Filter for the word "with" and keep each matching line.

> **STORED DATA**
--
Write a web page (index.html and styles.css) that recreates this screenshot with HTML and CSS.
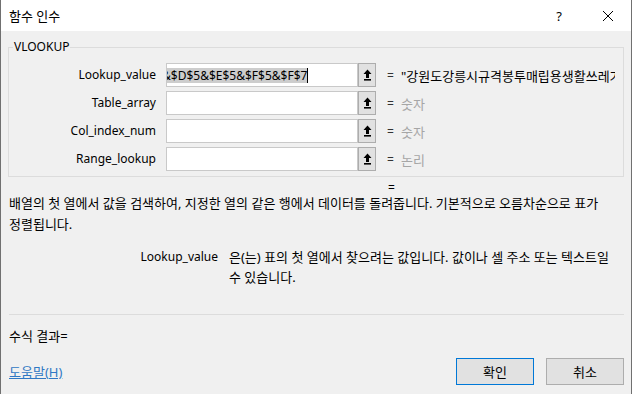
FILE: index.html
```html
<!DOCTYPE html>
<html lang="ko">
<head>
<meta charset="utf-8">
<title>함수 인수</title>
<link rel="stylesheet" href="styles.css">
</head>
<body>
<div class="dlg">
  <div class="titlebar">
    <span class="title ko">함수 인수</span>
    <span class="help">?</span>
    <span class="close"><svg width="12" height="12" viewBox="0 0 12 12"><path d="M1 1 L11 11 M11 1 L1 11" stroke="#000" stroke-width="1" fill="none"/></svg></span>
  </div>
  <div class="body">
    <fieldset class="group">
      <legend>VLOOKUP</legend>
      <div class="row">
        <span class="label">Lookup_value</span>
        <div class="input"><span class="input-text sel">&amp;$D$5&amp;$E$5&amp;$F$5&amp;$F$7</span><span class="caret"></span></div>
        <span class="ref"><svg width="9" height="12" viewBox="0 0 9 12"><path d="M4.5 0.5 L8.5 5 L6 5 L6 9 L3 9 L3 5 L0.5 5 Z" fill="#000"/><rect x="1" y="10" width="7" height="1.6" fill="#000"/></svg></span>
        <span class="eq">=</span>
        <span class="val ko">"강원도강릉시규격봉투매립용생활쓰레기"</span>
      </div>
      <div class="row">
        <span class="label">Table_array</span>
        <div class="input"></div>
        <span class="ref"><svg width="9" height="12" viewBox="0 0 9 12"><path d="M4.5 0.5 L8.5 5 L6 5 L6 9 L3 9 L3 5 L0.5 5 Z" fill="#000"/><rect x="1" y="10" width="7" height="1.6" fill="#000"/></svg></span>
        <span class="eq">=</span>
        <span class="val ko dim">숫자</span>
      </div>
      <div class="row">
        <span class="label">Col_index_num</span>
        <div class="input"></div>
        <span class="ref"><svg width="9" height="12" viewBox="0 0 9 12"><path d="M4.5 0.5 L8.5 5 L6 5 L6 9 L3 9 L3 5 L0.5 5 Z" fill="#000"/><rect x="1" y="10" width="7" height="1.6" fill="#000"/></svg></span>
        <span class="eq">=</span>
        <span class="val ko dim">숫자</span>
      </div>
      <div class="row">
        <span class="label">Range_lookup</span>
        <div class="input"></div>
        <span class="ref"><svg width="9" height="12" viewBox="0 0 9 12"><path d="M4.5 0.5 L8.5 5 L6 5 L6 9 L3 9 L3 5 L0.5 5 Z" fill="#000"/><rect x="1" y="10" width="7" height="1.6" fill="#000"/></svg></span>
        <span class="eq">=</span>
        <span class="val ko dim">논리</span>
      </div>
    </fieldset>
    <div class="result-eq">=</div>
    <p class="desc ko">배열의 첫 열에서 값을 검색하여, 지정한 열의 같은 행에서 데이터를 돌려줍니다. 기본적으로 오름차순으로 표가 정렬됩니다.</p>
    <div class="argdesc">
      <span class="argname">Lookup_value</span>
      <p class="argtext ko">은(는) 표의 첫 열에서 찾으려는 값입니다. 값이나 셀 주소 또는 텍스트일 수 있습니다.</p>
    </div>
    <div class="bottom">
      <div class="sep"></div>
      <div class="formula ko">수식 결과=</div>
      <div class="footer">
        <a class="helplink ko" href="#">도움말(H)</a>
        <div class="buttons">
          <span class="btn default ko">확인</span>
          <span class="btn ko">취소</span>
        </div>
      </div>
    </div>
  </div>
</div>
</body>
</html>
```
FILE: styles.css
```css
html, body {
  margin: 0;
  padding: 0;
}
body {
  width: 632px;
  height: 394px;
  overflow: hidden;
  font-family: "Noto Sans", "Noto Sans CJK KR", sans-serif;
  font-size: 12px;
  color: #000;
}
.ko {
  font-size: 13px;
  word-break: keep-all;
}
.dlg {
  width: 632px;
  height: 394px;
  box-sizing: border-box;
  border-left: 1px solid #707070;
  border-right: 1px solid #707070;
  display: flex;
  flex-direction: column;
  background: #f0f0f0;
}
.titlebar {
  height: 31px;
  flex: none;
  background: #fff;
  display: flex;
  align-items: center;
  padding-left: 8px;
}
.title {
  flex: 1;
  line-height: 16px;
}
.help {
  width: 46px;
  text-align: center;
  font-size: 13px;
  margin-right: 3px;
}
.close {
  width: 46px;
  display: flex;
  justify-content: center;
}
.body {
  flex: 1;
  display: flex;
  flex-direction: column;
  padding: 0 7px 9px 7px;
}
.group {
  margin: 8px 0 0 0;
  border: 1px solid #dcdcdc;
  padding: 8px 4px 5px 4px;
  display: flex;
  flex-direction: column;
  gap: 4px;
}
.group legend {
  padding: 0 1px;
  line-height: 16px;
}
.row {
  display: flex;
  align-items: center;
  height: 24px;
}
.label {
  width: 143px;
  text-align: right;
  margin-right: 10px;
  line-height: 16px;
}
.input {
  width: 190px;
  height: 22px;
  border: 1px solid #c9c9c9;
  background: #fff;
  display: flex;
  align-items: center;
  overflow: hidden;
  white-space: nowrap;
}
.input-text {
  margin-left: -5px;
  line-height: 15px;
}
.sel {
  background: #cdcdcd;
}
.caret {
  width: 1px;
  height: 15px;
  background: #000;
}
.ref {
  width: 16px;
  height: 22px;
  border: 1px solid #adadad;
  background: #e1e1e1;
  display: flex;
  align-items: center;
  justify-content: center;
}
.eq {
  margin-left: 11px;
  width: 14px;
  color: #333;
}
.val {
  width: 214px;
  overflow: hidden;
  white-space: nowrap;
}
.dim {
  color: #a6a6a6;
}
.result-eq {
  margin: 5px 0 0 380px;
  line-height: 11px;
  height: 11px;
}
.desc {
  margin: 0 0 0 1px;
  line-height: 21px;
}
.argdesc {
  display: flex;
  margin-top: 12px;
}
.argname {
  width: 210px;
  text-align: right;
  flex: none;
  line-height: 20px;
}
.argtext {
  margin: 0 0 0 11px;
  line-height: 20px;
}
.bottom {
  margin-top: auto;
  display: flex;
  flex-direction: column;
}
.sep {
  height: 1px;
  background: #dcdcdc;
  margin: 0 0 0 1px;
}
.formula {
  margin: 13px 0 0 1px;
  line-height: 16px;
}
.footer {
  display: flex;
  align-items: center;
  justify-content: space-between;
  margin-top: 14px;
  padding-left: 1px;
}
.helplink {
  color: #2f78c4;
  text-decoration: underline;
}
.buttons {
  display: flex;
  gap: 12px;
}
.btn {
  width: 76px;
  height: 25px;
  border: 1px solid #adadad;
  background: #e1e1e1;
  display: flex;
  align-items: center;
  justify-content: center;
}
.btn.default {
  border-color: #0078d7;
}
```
--
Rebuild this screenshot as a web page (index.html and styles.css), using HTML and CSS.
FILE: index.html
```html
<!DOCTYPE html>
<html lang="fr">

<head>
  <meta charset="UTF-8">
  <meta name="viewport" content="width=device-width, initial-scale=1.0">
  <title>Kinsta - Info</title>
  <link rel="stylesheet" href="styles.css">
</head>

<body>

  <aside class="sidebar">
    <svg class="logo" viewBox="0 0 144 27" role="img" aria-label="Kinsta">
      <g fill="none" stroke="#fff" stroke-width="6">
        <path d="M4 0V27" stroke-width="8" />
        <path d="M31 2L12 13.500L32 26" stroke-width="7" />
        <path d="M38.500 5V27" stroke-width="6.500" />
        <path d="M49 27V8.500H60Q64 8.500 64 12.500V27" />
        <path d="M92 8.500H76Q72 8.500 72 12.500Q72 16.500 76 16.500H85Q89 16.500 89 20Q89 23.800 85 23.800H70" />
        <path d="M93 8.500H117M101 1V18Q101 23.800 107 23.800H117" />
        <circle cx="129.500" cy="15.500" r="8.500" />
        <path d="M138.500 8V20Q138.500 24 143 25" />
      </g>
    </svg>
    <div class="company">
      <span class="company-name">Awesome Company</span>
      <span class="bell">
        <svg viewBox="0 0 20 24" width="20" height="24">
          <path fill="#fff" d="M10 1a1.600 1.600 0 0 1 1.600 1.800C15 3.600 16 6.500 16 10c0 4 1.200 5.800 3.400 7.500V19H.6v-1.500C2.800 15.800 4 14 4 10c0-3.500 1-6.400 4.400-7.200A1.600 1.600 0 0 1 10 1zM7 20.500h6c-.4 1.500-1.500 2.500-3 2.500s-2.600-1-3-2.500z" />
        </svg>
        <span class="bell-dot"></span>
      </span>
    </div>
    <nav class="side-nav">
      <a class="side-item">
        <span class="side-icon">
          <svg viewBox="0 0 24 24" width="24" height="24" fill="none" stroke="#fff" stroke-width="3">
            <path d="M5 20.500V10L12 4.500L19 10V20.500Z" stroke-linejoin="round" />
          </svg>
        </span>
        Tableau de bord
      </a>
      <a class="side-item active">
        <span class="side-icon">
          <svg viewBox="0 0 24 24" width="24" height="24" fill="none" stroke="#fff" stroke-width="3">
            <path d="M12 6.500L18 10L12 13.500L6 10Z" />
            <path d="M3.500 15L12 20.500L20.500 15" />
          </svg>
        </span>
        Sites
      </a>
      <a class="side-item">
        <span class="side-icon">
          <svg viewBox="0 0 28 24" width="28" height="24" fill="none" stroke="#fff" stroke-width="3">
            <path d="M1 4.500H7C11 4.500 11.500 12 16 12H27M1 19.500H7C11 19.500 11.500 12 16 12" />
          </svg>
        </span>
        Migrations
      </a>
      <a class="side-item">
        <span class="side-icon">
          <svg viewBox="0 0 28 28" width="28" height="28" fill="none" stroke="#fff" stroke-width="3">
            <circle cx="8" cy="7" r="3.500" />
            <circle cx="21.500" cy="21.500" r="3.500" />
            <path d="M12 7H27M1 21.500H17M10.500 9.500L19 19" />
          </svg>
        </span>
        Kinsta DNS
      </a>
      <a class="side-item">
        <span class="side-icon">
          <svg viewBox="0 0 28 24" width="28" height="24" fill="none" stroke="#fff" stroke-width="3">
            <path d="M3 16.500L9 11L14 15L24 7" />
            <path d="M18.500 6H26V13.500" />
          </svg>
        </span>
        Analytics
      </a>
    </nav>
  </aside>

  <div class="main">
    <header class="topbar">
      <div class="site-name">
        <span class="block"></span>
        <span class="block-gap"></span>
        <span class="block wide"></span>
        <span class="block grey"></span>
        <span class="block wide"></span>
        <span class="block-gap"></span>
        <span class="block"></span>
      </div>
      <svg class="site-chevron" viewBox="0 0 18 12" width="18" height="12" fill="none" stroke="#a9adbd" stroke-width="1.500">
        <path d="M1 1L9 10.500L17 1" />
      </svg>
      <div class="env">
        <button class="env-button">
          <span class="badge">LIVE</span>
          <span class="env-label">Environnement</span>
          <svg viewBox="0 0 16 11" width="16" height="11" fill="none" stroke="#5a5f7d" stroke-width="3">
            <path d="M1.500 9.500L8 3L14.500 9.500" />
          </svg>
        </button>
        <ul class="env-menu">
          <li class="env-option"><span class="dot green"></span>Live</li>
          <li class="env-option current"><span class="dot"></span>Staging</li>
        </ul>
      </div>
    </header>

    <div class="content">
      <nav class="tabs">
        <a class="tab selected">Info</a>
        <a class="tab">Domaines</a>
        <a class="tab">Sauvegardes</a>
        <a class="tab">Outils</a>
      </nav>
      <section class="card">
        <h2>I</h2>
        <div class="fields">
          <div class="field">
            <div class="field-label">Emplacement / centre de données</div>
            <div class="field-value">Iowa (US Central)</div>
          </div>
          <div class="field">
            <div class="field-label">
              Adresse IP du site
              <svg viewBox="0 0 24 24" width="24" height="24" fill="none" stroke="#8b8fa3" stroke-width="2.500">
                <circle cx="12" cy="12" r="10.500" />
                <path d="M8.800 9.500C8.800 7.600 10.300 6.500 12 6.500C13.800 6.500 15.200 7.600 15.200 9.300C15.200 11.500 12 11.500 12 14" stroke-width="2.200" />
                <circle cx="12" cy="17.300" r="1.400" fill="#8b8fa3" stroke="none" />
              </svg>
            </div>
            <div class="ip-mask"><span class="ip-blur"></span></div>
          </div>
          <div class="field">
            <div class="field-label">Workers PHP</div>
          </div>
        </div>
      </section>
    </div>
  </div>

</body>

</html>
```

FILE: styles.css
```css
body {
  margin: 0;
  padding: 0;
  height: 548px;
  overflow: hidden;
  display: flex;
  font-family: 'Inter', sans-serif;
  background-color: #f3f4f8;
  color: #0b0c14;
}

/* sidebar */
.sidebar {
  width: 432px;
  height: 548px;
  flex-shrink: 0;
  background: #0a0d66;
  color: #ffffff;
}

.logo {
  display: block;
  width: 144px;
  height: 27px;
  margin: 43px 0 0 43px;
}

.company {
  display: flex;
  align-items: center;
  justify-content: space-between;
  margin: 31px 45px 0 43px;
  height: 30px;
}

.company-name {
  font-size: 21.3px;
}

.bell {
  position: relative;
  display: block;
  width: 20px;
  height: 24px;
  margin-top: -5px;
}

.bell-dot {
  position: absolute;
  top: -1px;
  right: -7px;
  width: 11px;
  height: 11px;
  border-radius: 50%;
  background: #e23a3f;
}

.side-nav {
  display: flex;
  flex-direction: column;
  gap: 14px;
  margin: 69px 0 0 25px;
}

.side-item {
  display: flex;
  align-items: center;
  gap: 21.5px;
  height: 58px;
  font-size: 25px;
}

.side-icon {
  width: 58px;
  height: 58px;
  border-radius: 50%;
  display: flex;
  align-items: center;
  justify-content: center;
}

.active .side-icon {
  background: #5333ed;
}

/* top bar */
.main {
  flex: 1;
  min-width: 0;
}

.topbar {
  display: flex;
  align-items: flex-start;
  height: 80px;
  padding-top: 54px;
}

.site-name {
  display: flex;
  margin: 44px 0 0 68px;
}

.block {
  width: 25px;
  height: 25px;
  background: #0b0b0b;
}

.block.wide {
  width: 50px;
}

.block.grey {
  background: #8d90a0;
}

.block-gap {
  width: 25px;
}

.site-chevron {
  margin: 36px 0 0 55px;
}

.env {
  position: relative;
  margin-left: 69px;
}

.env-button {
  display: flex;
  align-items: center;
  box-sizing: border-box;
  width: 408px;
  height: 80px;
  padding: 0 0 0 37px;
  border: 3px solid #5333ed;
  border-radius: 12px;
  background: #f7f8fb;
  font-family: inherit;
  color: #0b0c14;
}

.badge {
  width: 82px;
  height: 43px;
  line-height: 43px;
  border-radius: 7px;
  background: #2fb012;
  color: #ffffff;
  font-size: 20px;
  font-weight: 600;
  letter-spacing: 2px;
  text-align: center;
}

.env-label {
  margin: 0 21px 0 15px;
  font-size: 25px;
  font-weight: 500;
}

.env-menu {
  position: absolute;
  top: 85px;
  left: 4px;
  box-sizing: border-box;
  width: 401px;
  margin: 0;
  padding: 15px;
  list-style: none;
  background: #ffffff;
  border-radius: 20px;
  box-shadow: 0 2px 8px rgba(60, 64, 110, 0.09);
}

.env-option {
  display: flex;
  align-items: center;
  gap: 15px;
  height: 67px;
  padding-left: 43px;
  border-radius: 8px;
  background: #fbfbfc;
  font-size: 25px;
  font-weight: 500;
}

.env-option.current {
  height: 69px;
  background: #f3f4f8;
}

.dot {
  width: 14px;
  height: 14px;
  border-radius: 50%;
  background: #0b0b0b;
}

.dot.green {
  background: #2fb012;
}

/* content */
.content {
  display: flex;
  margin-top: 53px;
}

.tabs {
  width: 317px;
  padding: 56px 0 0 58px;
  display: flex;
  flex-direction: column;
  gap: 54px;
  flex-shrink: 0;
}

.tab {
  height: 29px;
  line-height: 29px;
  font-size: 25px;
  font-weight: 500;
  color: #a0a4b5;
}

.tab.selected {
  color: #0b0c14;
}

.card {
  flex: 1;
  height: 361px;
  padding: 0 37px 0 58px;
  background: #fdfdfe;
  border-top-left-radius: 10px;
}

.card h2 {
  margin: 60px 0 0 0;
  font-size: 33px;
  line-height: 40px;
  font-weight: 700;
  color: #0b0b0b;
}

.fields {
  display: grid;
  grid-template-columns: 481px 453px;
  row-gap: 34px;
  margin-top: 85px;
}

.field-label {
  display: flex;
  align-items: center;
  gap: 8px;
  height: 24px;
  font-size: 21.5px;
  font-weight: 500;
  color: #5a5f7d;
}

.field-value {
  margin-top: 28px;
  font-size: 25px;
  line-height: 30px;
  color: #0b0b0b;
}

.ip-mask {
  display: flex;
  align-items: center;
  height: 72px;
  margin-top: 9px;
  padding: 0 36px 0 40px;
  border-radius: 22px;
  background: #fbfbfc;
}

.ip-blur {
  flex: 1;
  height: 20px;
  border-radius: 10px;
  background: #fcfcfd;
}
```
--
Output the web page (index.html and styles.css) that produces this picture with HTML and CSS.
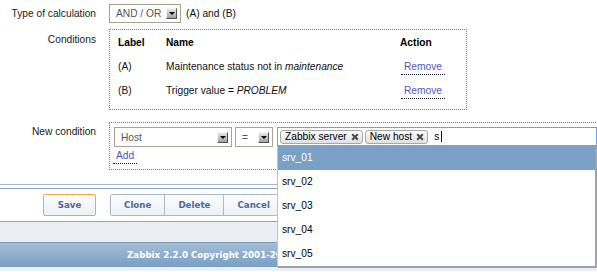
--
> **EXERCISE SOLUTION**
Write a web page (index.html and styles.css) that recreates this screenshot with HTML and CSS.
Output the web page (index.html and styles.css) that produces this picture with HTML and CSS.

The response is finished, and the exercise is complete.